Plan for Fall Foliage (September–October)
The aspen groves along the High Road turn gold in late September and early October. This is peak travel season; expect crowded parking at the Santuario and more gallery foot traffic. If you want a quieter experience, go in late October or April. If you want the leaf-peeping crowds and golden light, September is your window.

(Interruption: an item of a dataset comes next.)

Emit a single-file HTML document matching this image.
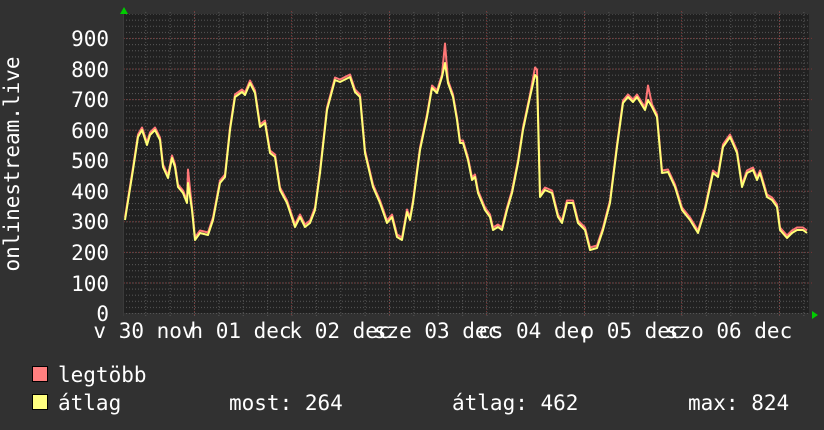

Good Friday Crowds (April)
If you're passing through on Good Friday, expect massive crowds at Chimayo—the pilgrimage draws 30,000 people walking and driving into the village. Parking becomes a regional coordination problem. If you're interested in the pilgrimage itself, it's a genuinely moving cultural event. If you just want a quiet stop, pick a different day.
Mud Season (April–May)
April and May bring snowmelt and rain that can wash out back roads in the area. NM-76 itself is fine, but if you're exploring side roads or ranch roads, check conditions first. The villages themselves are passable, but the unpaved detours into the foothills can become impassable. May is generally drier than April.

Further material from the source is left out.